« Un meurtre par balle serait, ils le savaient, la méthode la plus simple, mais ils n’avaient aucune préférence. Si ça avait été faisable, cela n’aurait rien changé pour eux d’utiliser une corde, une arme blanche ou du poison pour trucider Oncle Sylvester, du moment qu’Oncle Sylvester était trucidé. »
Barnaby, petit garçon orphelin rencontre Christie une petite fille avec qui il se lie d’amitié sur le bateau qui les emmène sur une île canadienne pour les vacances. Ce seront les deux seuls enfants à habiter l’île durant l’été et le monde des adultes s’en trouvera quelque peu chamboulé. Pas étonnant dès lors que les gosses pactisent avec Une-Oreille, le terrible cougar. Le regard astucieux et sérieux des gamins est à la fois onirique et touchant. Le parfum désuet de la fin des années cinquante (le livre est publié en 1963 en VO) ajouté au décor de l’île paradisiaque : tous les ingrédients fonctionnent. Chacune des familles, chacun des habitants de l’île a son histoire et la nature y est encore sauvage par endroits. Le terrain de jeu est posé, et tout pourrait aller pour le mieux si il n’y avait pas l’oncle Sylvester.
Le sujet de la violence faite aux enfants se mélange avec la découverte du monde et l’aventure propres à cet âge. Les sujets et les scènes sont abordés et décrits sans aucune mièvrerie avec le style exigeant et précis de Rohan O’Grady. Sa singularité lui donne quelques lointains échos des romans noirs gothiques.

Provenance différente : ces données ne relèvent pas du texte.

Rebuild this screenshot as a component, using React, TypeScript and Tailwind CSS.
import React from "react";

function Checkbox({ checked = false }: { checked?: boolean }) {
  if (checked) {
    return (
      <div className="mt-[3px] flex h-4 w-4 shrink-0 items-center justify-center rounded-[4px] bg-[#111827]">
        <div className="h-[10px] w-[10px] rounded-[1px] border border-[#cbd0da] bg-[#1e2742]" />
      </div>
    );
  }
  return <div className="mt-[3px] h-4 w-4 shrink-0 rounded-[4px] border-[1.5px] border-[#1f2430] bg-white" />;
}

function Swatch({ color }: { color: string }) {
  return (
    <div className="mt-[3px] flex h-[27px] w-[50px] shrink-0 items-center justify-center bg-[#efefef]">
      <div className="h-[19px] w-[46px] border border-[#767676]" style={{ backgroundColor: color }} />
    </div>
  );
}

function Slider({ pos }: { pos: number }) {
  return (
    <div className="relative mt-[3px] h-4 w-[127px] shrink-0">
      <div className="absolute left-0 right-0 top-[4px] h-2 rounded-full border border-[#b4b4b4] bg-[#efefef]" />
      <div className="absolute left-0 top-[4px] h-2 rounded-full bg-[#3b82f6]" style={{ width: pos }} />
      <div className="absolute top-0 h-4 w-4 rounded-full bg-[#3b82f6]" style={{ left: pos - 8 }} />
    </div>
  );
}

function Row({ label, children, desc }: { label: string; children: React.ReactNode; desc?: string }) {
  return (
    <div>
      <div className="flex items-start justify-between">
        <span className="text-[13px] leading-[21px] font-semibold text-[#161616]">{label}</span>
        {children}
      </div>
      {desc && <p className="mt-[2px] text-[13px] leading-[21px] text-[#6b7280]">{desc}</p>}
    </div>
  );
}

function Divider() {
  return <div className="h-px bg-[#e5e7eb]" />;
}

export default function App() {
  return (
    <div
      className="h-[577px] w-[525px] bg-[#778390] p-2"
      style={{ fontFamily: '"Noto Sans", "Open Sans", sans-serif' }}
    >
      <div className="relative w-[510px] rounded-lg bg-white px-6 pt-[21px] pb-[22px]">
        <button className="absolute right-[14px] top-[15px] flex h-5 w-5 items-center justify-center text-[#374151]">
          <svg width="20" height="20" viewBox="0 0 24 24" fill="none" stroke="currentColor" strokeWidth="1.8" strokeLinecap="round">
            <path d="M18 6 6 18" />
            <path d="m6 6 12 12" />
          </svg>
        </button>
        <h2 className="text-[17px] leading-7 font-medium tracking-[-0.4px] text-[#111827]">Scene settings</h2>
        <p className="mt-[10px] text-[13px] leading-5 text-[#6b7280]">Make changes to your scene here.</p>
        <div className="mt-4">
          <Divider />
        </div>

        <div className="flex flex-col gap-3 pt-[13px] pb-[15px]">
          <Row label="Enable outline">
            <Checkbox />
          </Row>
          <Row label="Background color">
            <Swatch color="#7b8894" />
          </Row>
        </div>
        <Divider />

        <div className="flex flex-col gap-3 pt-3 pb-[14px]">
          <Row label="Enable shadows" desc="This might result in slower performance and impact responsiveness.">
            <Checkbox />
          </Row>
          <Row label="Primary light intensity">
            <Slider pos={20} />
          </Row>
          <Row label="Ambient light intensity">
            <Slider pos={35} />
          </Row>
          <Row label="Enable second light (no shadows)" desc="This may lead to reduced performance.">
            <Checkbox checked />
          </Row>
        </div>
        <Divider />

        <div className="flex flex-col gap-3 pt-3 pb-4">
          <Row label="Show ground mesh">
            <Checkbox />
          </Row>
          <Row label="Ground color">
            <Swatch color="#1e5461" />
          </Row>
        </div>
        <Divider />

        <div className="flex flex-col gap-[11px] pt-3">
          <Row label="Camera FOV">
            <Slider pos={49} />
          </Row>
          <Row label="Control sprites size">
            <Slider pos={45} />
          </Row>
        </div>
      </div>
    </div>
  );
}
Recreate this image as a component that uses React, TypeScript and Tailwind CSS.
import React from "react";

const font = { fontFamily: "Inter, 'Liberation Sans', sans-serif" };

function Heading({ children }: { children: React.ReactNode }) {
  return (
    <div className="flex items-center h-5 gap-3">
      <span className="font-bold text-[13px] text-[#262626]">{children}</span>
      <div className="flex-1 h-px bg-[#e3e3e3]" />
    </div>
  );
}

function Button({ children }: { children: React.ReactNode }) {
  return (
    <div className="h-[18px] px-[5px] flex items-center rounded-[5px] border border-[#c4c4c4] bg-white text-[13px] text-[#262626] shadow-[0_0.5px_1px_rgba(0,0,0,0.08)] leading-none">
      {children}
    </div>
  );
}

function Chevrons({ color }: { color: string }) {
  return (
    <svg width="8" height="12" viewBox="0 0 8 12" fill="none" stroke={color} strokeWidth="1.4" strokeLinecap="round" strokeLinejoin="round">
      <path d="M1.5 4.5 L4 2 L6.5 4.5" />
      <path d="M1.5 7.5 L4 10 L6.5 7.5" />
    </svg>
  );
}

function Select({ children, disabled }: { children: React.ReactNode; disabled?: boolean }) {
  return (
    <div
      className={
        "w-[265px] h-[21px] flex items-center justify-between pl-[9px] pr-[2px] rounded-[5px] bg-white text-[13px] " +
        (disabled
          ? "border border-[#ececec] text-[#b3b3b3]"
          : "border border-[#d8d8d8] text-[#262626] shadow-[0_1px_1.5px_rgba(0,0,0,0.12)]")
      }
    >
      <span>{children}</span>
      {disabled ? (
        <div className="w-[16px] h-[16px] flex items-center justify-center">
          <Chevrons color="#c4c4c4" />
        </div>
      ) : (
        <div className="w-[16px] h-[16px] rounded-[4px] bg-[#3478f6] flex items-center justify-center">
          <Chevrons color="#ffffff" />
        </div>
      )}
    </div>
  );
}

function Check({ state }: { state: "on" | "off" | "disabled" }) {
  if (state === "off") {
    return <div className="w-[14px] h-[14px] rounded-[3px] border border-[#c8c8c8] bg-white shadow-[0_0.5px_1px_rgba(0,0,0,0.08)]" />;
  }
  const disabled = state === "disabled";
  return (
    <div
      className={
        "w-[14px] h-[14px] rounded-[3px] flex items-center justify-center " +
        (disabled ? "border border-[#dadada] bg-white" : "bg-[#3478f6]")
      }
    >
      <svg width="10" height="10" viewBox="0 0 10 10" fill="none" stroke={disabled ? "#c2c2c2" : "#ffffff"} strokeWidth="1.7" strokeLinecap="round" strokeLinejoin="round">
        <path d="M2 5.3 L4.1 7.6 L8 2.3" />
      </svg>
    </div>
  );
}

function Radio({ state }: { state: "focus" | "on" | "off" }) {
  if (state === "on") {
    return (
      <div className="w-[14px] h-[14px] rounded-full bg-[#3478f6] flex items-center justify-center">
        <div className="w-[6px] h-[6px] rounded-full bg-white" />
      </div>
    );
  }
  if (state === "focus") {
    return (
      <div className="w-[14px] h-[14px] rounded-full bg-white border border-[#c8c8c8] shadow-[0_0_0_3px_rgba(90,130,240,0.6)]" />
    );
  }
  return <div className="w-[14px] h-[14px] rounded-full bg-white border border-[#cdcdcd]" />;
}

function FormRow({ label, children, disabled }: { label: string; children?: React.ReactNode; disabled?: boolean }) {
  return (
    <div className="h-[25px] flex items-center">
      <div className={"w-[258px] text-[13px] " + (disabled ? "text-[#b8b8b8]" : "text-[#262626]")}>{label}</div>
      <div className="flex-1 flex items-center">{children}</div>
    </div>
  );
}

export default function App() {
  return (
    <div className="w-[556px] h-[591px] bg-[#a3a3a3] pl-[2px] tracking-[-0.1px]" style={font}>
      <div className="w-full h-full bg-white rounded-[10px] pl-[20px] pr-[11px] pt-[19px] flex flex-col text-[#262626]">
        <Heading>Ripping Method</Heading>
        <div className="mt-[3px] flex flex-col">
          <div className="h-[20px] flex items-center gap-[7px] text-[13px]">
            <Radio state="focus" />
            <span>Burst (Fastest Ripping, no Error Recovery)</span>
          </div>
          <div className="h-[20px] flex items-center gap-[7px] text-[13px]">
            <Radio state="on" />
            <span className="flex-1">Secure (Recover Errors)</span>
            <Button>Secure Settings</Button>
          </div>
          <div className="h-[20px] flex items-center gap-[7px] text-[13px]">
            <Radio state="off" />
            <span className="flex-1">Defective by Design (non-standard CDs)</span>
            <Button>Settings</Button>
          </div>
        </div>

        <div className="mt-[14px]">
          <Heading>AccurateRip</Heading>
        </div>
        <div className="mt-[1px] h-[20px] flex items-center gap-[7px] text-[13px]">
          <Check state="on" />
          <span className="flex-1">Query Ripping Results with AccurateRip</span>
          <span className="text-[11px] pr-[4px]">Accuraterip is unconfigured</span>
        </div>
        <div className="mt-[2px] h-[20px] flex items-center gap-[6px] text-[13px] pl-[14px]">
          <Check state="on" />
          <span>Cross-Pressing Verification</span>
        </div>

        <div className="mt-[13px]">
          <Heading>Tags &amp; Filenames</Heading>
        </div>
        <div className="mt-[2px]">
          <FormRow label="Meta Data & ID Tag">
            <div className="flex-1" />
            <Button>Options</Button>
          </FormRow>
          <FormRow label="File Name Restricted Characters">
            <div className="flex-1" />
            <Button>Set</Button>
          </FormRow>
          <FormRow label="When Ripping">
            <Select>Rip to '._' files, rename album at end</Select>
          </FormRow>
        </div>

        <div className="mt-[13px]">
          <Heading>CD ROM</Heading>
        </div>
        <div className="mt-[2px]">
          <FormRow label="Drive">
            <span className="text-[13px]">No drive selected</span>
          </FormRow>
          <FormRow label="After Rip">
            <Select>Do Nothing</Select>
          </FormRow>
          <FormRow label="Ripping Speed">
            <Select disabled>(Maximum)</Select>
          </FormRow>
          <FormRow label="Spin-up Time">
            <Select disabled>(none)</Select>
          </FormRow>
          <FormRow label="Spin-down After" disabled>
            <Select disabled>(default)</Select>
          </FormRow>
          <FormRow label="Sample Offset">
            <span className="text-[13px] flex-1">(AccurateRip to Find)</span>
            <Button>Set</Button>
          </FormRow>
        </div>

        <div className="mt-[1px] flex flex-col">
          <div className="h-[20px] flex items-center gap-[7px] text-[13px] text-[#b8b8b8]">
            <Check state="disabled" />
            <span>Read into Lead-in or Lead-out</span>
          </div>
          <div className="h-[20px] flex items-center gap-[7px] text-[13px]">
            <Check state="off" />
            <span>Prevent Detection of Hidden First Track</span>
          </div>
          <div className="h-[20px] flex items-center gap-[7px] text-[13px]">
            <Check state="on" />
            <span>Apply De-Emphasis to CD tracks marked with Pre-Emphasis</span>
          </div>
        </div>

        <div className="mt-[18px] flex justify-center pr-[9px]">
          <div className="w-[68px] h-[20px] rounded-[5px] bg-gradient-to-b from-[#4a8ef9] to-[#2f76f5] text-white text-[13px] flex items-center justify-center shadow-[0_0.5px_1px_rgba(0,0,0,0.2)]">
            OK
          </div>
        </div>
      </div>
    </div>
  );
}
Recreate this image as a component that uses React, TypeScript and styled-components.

Parsemé de remarques acerbes et caustiques, le roman offre une plongée dans un petit monde insulaire où, malgré tout, il fait bon vivre. Il a tout pour devenir un classique.
Emeric Cloche
Rohan O’Grady, Et c’est comme ça qu’on a décidé de tuer mon oncle, traduit de l’anglais (Canada) par Morgane Saysana pour monsieur Toussaint Laventure, une collection des éditions monsieur Toussaint Louverture, 2019, 17,50 Euros.